RONALD DIERSEN: We are here right at Hole 9. And there should have been a flag on a post 2 meters above it. But the cows just wrecked the flagpost. They broke it!

Seriously. Cows broke it. Nearby, the turf is getting mowed. . . . Or, rather, eaten. By a cow. My friend Kenn points across the green at another one.

KENN: We got a water hazard, that would be in golf language.

RICO: The cow is peeing.

KENN: Yeah. A yellow water hazard.

Every year, tens of thousands of people in five European countries pay about eight bucks apiece to play golf on courses like this. Well, not exactly “golf.” But a new, very Dutch variant called Boerengolf. AKA Farmer’s Golf. Cheesemaker Peter Weenink invented the game seven years ago as a joke. He was fed up with the high cost of regular golf, and the exam you have to pass before most Dutch courses even let you on the fairway.

PETER WEENINK: And to pass that exam is, uh, well, you have to study for half a year and, well, they make it very complicated. So I just like to keep it simple.

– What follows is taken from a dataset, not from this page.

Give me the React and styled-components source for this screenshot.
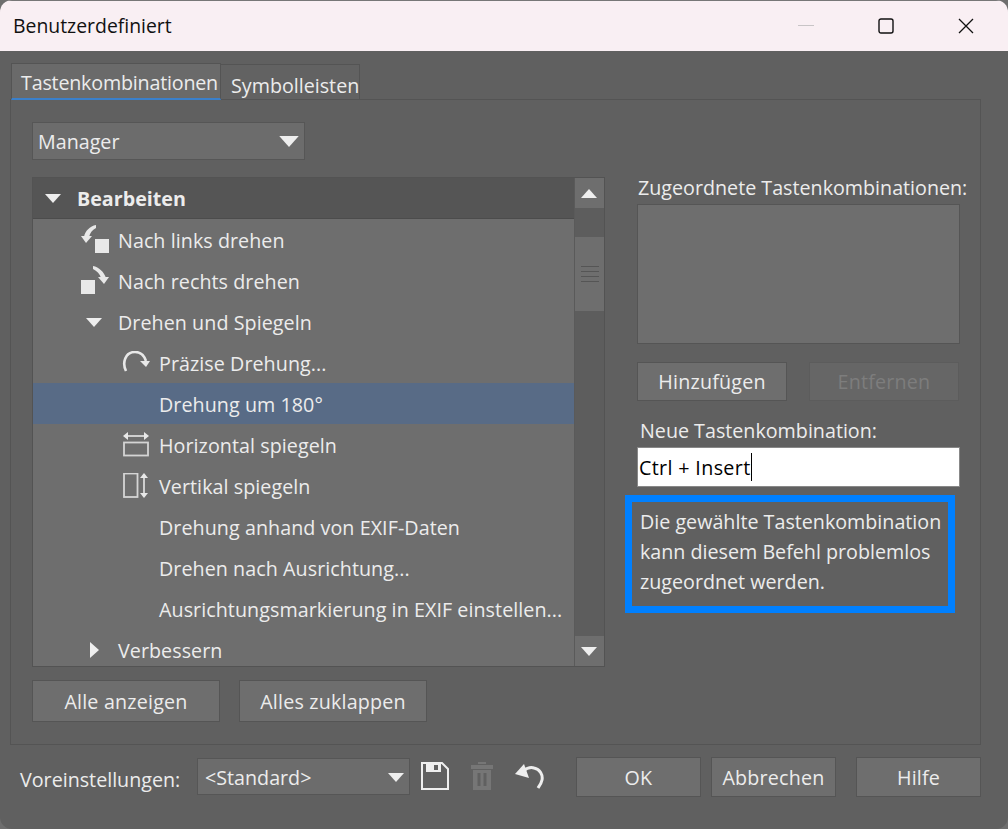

Boerengolf is certainly simple. Two teams compete. Each hits a ball towards Hole 1. The team that’s behind keeps hitting ’til they’re ahead, so the teams stay together. The object: sink the ball using the fewest strokes. Repeat 10 times, with a break in the middle for beer. The end.

For Boerengolf pioneers, finding space for courses was simple. They were farmers. They had acres of the stuff. And the equipment’s simple too. On Peter’s course, the two female champs of last year’s Dutch Boerengolf Open demonstrate.

JULIETE: A ball.

RICO: It sort of looks like a miniature soccer ball. Football. A red one.

JULIETE: And how do I describe this one? A small wooden shoe on a stalk.

RICO: A stick.

JULIETE: Yeah, it look like a golf club, only the end of the golf club is like a wooden shoe.

RICO: It doesn’t really look like a golf club.

JULIETE: Yeah, it looks like a golf club.

No it doesn’t, it looks like a wooden shoe on a stick. It also looks like fun.

ASTRID: You can try one shot over there in the grass and you can feel what it’s like.

RICO: Alright, I’m happy to do so.

ASTRID: Did you play? Do you play golf?

RICO: Wait, can you tell me what we’re doing right now?

ASTRID: We’re going over the fence.

RICO: But it’s not just a fence — this is barbed wire.

ASTRID: Ja, ja, ja.

JULIETE: Well, we have to, because this is the beginning of the hole.

RICO: Is this barbed wire electrified?

ASTRID: Yeah. But not very much.

See, the course is the farm. If there’s electrified barbed wire, you play through it. If Hole 4 is mined with cow patties? Well, you shoulda worn boots. Speaking of cows, hitting one with a ball will cost you two strokes. So, question: If one blocks your shot, can you shoo it away?

WEENINK: It’s allowed. But not when you make a kind of movements and a lot of noise. So you can always ask a cow to go and step aside.

RICO: But you have to ask it nicely.

WEENIK: Yes, but that’s not only for cows — that’s for everybody.

Happy players sip beers at Hole 5 of Peter’s course. You’ll find similar scenes at 110 Farmer’s Golf courses around Europe. Weenink says by next year more Dutch will play Farmer’s Golf than regular golf. The game that began as a joke is making a serious financial mark.

WEENINK: The big advantage of Farmer’s Golf, you double-use your land. You can make a Farmer’s Golf course on the farm, and it also can bring you more than your farm brings you.

Weenink says that’s especially attractive to farmers in the E.U., where a quota system requires them to pay a kind of rent if they want to increase production. Farmer’s Golf gives them another way to grow their business — cheap.

But only if it’s not a flash-in-the-pan fad. Peter’s solution: Promote the game as a serious international sport. It’s easy to imagine Americans warming to this populist pasttime. But I’m not sure how long they could live without golf’s ultimate money shot.

RICO: Have you ever seen a hole-in-one?

WEENINK: Uh, no I have not seen it yet. But it will come. And we say that the first one who makes a hole-in-one gets a tractor.

In Lievelde, The Netherlands, I’m Rico Gagliano for Marketplace.